Un anno fa s’incagliava sull’isola del Giglio la Costa Concordia, con gran fracasso, ignominia e perdita di vite incolpevoli. Spinta da futili motivi, la nave andava a spaccarsi sugli scogli in una porzione preziosa del mare italiano, dentro il Santuario Pelagos per i mammiferi marini, imbrattandolo e abbruttendolo. È passato un anno e la bruttura è ancora lì, chissà ancora per quanto. Quando la tireranno via speriamo non facciano peggio, modificando il fondale in modo irreversibile e inquinando il mare con rumore di certo non gradito né ai delfini e alle balenottere di casa, né alla preziosa, minacciatissima foca monaca che miracolosamente aveva fatto una timida ricomparsa da quelle parti.
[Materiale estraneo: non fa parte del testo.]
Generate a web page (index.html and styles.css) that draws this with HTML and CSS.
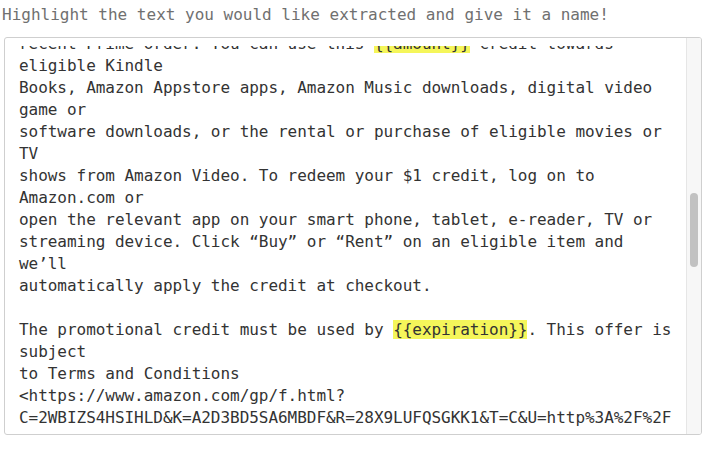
FILE: index.html
```html
<html lang="en">

<head>
    <meta charset="UTF-8">
    <meta name="viewport" content="width=device-width, initial-scale=1.0">
    <title>Extract</title>
    <link rel="stylesheet" href="styles.css">
</head>

<body>
    <p class="prompt">Highlight the text you would like extracted and give it a name!</p>
    <div class="editor">
        <div class="viewport">
            <div class="clip">
<pre class="content">recent Prime order. You can use this <mark>{{amount}}</mark> credit towards
eligible Kindle
Books, Amazon Appstore apps, Amazon Music downloads, digital video
game or
software downloads, or the rental or purchase of eligible movies or
TV
shows from Amazon Video. To redeem your $1 credit, log on to
Amazon.com or
open the relevant app on your smart phone, tablet, e-reader, TV or
streaming device. Click “Buy” or “Rent” on an eligible item and
we’ll
automatically apply the credit at checkout.

The promotional credit must be used by <mark>{{expiration}}</mark>. This offer is
subject
to Terms and Conditions
&lt;https://www.amazon.com/gp/f.html?
C=2WBIZS4HSIHLD&amp;K=A2D3BD5SA6MBDF&amp;R=28X9LUFQSGKK1&amp;T=C&amp;U=http%3A%2F%2F</pre>
            </div>
        </div>
        <div class="scrollbar">
            <div class="thumb"></div>
        </div>
    </div>
</body>

</html>
```

FILE: styles.css
```css
:root {
    --text: #333;
    --muted: #707070;
    --mark: #f5f65a;
    --border: #cfcfcf;
}

* {
    padding: 0;
    margin: 0;
    box-sizing: border-box;
}

body {
    font-family: "DejaVu Sans Mono", "Liberation Mono", monospace;
    font-size: 16px;
    line-height: 22px;
    background-color: #fff;
    color: var(--text);
}

.prompt {
    color: var(--muted);
    margin: 4px 0 0 2px;
    height: 22px;
}

.editor {
    display: flex;
    margin: 11px 0 0 4px;
    width: 698px;
    height: 398px;
    border: 1px solid var(--border);
    border-radius: 3px;
    overflow: hidden;
}

.viewport {
    flex: 1;
    display: flex;
    padding-top: 8px;
}

.clip {
    flex: 1;
    overflow: hidden;
    padding-left: 14px;
}

.content {
    font-family: inherit;
    font-size: 16px;
    line-height: 22px;
    letter-spacing: -0.04px;
    margin-top: -13px;
    white-space: pre;
}

mark {
    background-color: var(--mark);
    color: var(--text);
}

.scrollbar {
    width: 15px;
    background-color: #f7f7f7;
    border-left: 1px solid #e6e6e6;
}

.thumb {
    width: 8px;
    height: 74px;
    margin: 155px 0 0 3px;
    border-radius: 4px;
    background-color: #c2c2c2;
}
```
Ha il sapore dello stupro quello che è successo un anno fa al Giglio, di un maltrattamento violento e fortemente offensivo del nostro ideale di bellezza naturale di cui sempre di più, ingabbiati come siamo nell’Antropocene, sentiamo il bisogno. Eppure, anche dopo che la Concordia sarà stata scrostata dagli scogli e trainata di sghimbescio dovunque verrà compiuta l’annichilazione di un rottame da dimenticare, il danno sarà stato rimediato solo nell’apparenza. Perché sbarazzarsi della Concordia potrebbe essere inteso – sarà inteso – come l’atto catartico con il quale abbiamo finalmente risolto i problemi del mare, quando invece non abbiamo risolto un bel niente, anzi. I problemi del mare non risiedono tanto nella disgrazia, quanto nella normalità.
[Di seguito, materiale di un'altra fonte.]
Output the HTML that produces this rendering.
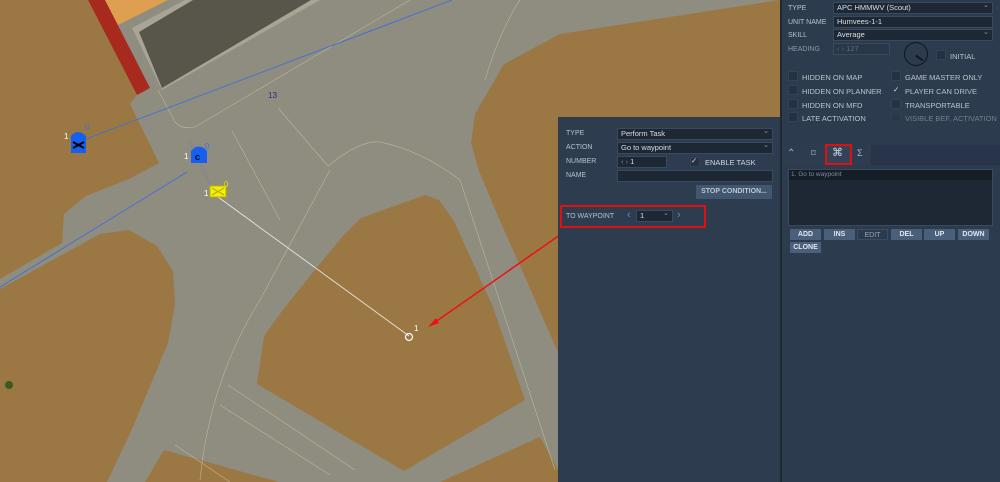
<!DOCTYPE html>
<html><head><meta charset="utf-8"><style>
*{margin:0;padding:0;box-sizing:border-box}
body{width:1000px;height:482px;overflow:hidden;position:relative;background:#8f8c80;font-family:"Liberation Sans",sans-serif;font-size:7px;color:#c9d1da}
.a{position:absolute}
.lbl{position:absolute;font-size:7px;color:#b8c2cc}
.fld{position:absolute;background:#1e2835;border:1px solid #3a4a5e;color:#d8dee6;font-size:7.5px;padding-left:3px;line-height:10px;height:12px}
.dd::after{content:"⌄";position:absolute;right:3px;top:-2px;font-size:7px;color:#8b97a5}
.cb{position:absolute;width:10px;height:10px;background:#253242;border:1px solid #33425a}
.ck{position:absolute;font-size:7.5px;color:#b8c2cc}
.btn{position:absolute;background:#4a5f7a;color:#dfe6ee;font-size:7px;font-weight:bold;text-align:center;line-height:11px;height:11px}
</style></head><body>
<svg class="a" style="left:0;top:0" width="780" height="482" viewBox="0 0 780 482">
<rect width="780" height="482" fill="#8f8c80"/>
<polygon fill="#9b7843" points="0,0 88,0 137,95 130,104 159,163 129,179 86,196 64,214 62,243 0,279"/>
<polygon fill="#9b7843" points="0,289 100,234 129,230 157,246 173,271 175,304 168,343 150,386 132,429 107,482 0,482"/>
<polygon fill="#9b7843" points="504,64 560,34 780,0 780,482 560,482 560,357 529,286 500,221 479,171 471,143 475,114"/>
<polygon fill="#9b7843" points="361,218 425,195 439,200 454,221 493,307 525,400 404,471 257,384 264,336 282,311 314,271 343,236"/>
<polygon fill="#9b7843" points="164,450 279,482 145,482"/>
<polygon fill="#9b7843" points="440,482 540,437 558,470 558,482"/>
<polygon fill="#a82a1e" points="88,0 105,0 150,88 137,95"/>
<polygon fill="#dea050" points="105,0 168,0 118,25"/>
<polygon fill="#a8a597" points="132,28 185,0 320,0 162,90"/>
<polygon fill="#58554a" points="139,32 193,0 311,0 162,88"/>
<g fill="none" stroke="#c8c3a0" stroke-width="0.6" opacity="0.8">
<path d="M158,90 L175,122 Q182,130 195,127 L410,0"/>
<path d="M232,131 L280,220"/>
<path d="M278,108 L328,166"/>
<path d="M328,166 Q360,140 380,142 Q420,150 460,180 L555,470"/>
<path d="M200,480 Q210,380 260,300 L330,170"/>
<path d="M228,385 L355,470 M220,405 L330,475 M175,445 L230,482"/>
<path d="M520,0 Q500,30 485,80"/>
</g>
<line x1="86" y1="139" x2="452" y2="0" stroke="#3f6ed8" stroke-width="0.9"/>
<line x1="0" y1="287" x2="187" y2="172" stroke="#3f6ed8" stroke-width="0.9"/>
<line x1="218" y1="197" x2="409" y2="336" stroke="#eee" stroke-width="0.8"/>
<circle cx="409" cy="337" r="3.5" fill="none" stroke="#fff" stroke-width="1.2"/>
<text x="414" y="331" font-size="8" fill="#fff" font-family="Liberation Sans">1</text>
<text x="268" y="98" font-size="8" fill="#2b2b80" font-family="Liberation Sans">13</text>
<polygon fill="#888" opacity=".7" points="188,142 192,140 212,185 209,186"/>
<path d="M71,153 L71,136 Q78,128 86,136 L86,153 Z" fill="#1560f0"/>
<path d="M73,142 L84,148 M73,148 L84,142" stroke="#000" stroke-width="2"/>
<text x="64" y="139" font-size="8" fill="#fff">1</text><text x="85" y="130" font-size="8" fill="#3a6ef0">0</text>
<path d="M191,163 L191,151 Q199,142 207,151 L207,163 Z" fill="#1560f0"/>
<text x="195" y="160" font-size="7" font-weight="bold" fill="#001">C</text>
<text x="184" y="159" font-size="8" fill="#fff">1</text><text x="205" y="149" font-size="8" fill="#3a6ef0">0</text>
<rect x="210" y="186" width="16" height="11" fill="#f4f000" stroke="#bbb000"/>
<path d="M212,188 L224,195 M212,195 L224,188" stroke="#a09a00" stroke-width="0.8"/>
<text x="204" y="196" font-size="8" fill="#fff">1</text><text x="224" y="187" font-size="8" fill="#e8e000">0</text>
<circle cx="9" cy="385" r="4" fill="#3c5a20"/>
<line x1="567" y1="230" x2="431" y2="325" stroke="#ee1111" stroke-width="1.5"/>
<polygon fill="#ee1111" points="428,327 436,318 439,323"/>
</svg>
<!-- middle panel -->
<div class="a" style="left:558px;top:117px;width:222px;height:365px;background:#2e3c50"></div>
<div class="lbl" style="left:566px;top:130px">TYPE</div>
<div class="fld dd" style="left:617px;top:128px;width:156px">Perform Task</div>
<div class="lbl" style="left:566px;top:144px">ACTION</div>
<div class="fld dd" style="left:617px;top:142px;width:156px">Go to waypoint</div>
<div class="lbl" style="left:566px;top:158px">NUMBER</div>
<div class="fld" style="left:617px;top:156px;width:50px"><span style="color:#7c8898">‹ ›</span> 1</div>
<div class="cb" style="left:690px;top:157px"></div><div class="ck" style="left:691px;top:156px;color:#ddd">✓</div>
<div class="ck" style="left:705px;top:158px;color:#d0d8e0">ENABLE TASK</div>
<div class="lbl" style="left:566px;top:172px">NAME</div>
<div class="fld" style="left:617px;top:170px;width:156px"></div>
<div class="btn" style="left:696px;top:185px;width:76px;height:14px;line-height:14px;background:#42566f;color:#b9c6d4">STOP CONDITION...</div>
<div class="a" style="left:560px;top:205px;width:146px;height:23px;border:2px solid #e01010"></div>
<div class="lbl" style="left:566px;top:213px">TO WAYPOINT</div>
<div class="a" style="left:627px;top:209px;color:#4f8fd0;font-size:11px">‹</div>
<div class="fld dd" style="left:636px;top:210px;width:37px">1</div>
<div class="a" style="left:677px;top:209px;color:#4f8fd0;font-size:11px">›</div>
<!-- right panel -->
<div class="a" style="left:780px;top:0;width:220px;height:482px;background:#2d3b4f;border-left:2px solid #1f2936"></div>
<div class="lbl" style="left:788px;top:5px">TYPE</div>
<div class="fld dd" style="left:833px;top:2px;width:160px">APC HMMWV (Scout)</div>
<div class="lbl" style="left:788px;top:19px">UNIT NAME</div>
<div class="fld" style="left:833px;top:16px;width:160px">Humvees-1-1</div>
<div class="lbl" style="left:788px;top:32px">SKILL</div>
<div class="fld dd" style="left:833px;top:29px;width:160px">Average</div>
<div class="lbl" style="left:788px;top:46px;color:#8d98a5">HEADING</div>
<div class="fld" style="left:833px;top:43px;width:57px;background:#2a3749;color:#5f6c7c"><span>‹ ›</span> 127</div>
<div class="a" style="left:904px;top:42px;width:24px;height:24px;border-radius:50%;border:1.5px solid #101820"></div>
<div class="a" style="left:915px;top:57px;width:9px;height:1.5px;background:#101820;transform:rotate(35deg)"></div>
<div class="cb" style="left:936px;top:50px"></div><div class="ck" style="left:950px;top:52px">INITIAL</div>
<div class="cb" style="left:788px;top:71px"></div><div class="ck" style="left:802px;top:73px">HIDDEN ON MAP</div>
<div class="cb" style="left:788px;top:85px"></div><div class="ck" style="left:802px;top:87px">HIDDEN ON PLANNER</div>
<div class="cb" style="left:788px;top:99px"></div><div class="ck" style="left:802px;top:101px">HIDDEN ON MFD</div>
<div class="cb" style="left:788px;top:112px"></div><div class="ck" style="left:802px;top:114px">LATE ACTIVATION</div>
<div class="cb" style="left:891px;top:71px"></div><div class="ck" style="left:905px;top:73px">GAME MASTER ONLY</div>
<div class="ck" style="left:893px;top:85px;color:#ddd">✓</div><div class="ck" style="left:905px;top:87px">PLAYER CAN DRIVE</div>
<div class="cb" style="left:891px;top:99px"></div><div class="ck" style="left:905px;top:101px">TRANSPORTABLE</div>
<div class="cb" style="left:891px;top:112px;background:#2b384a;border-color:#2f3d50"></div><div class="ck" style="left:905px;top:114px;color:#727e8c">VISIBLE BEF. ACTIVATION</div>
<div class="a" style="left:782px;top:145px;width:218px;height:20px;background:#27344a"></div>
<div class="a" style="left:782px;top:145px;width:24px;height:20px;background:#2e3c50"></div>
<div class="a" style="left:806px;top:145px;width:21px;height:20px;background:#2e3c50"></div>
<div class="a" style="left:849px;top:145px;width:22px;height:20px;background:#2e3c50"></div>
<div class="a" style="left:787px;top:148px;color:#aab5c2;font-size:10px">⌃</div>
<div class="a" style="left:811px;top:148px;color:#aab5c2;font-size:9px">⌑</div>
<div class="a" style="left:825px;top:144px;width:27px;height:21px;border:2px solid #e01010;background:#34435a"></div>
<div class="a" style="left:832px;top:146px;color:#d4dbe3;font-size:11px">⌘</div>
<div class="a" style="left:857px;top:148px;color:#aab5c2;font-size:9px">Σ</div>
<div class="a" style="left:788px;top:169px;width:205px;height:57px;background:#1e2835;border:1px solid #3a4a5e"></div>
<div class="a" style="left:789px;top:170px;width:203px;height:10px;background:#151d27;color:#7f8a98;font-size:6.5px;padding-left:2px;line-height:10px">1. Go to waypoint</div>
<div class="btn" style="left:790px;top:229px;width:31px">ADD</div>
<div class="btn" style="left:824px;top:229px;width:31px">INS</div>
<div class="btn" style="left:857px;top:229px;width:31px;background:#2c3a4e;border:1px solid #3c4c62;color:#9aa6b4;font-weight:normal">EDIT</div>
<div class="btn" style="left:891px;top:229px;width:31px">DEL</div>
<div class="btn" style="left:924px;top:229px;width:31px">UP</div>
<div class="btn" style="left:958px;top:229px;width:31px">DOWN</div>
<div class="btn" style="left:790px;top:242px;width:31px">CLONE</div>
</body></html>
Il mare è come una scultura, coperta da un telo perché non la si possa vedere prima dell’inaugurazione. Solo che il telo non viene mai tirato via, per cui non si può capire quanto sia bello quello che c’è sotto. Alcuni, pochissimi, riescono a intrufolarsi sotto il telo e rimangono stregati, ma la massa della gente non lo sa e dunque non gliene importa un fico. La gente guarda l’azzurra superficie del mare con barchette e nuvolette, una specie di gouache napoletana, e tanto basta – ma la superficie è solo un telo che nasconde il mare dagli occhi della gente, e lo allontana dal cuore. Il cuore pulsante del mare è la sua straordinaria biodiversità che però, ogni giorno che passa, diventa un po’ meno straordinaria per colpa delle nostre azioni e del nostro disinteresse; ma non è solo questo.
Il mare produce metà dell’ossigeno che ci tiene in vita quando respiriamo, e se non purificasse di continuo l’atmosfera dalla CO2 che vi immettiamo bruciando petrolio, saremmo già andati arrosto da un pezzo. Nell’assorbire CO2, tuttavia, le sue acque stanno diventando acide, e questo prima o poi farà morire i coralli e moltitudini di altri esseri legati al processo della calcificazione. La salute del mare è indissolubilmente legata alla nostra; ma non è solo questo.
Il mare è dimora di esseri in parte ancora mitici, favolosi e un po’ paurosi, il cui mistero è solo parzialmente intaccato dalla scienza. Del fascino e bellezza del mare abbiamo un bisogno fisico, tanto quanto ne abbiamo del suo ossigeno. Il mare è l’entità che con maggior forza connota il pianeta che ci ospita, che chiamiamo casa. Non è possibile pensare a un’umanità separata dal mare.
Dunque togliere il telo dalla scultura, inaugurare un amore universale per un mare che tutti apprezzino, sentano proprio e vogliano sano, è molto più importante dell’atto – peraltro urgentemente dovuto – di togliere la Concordia dal Giglio. Ma è anche molto più difficile. Ci riusciremo?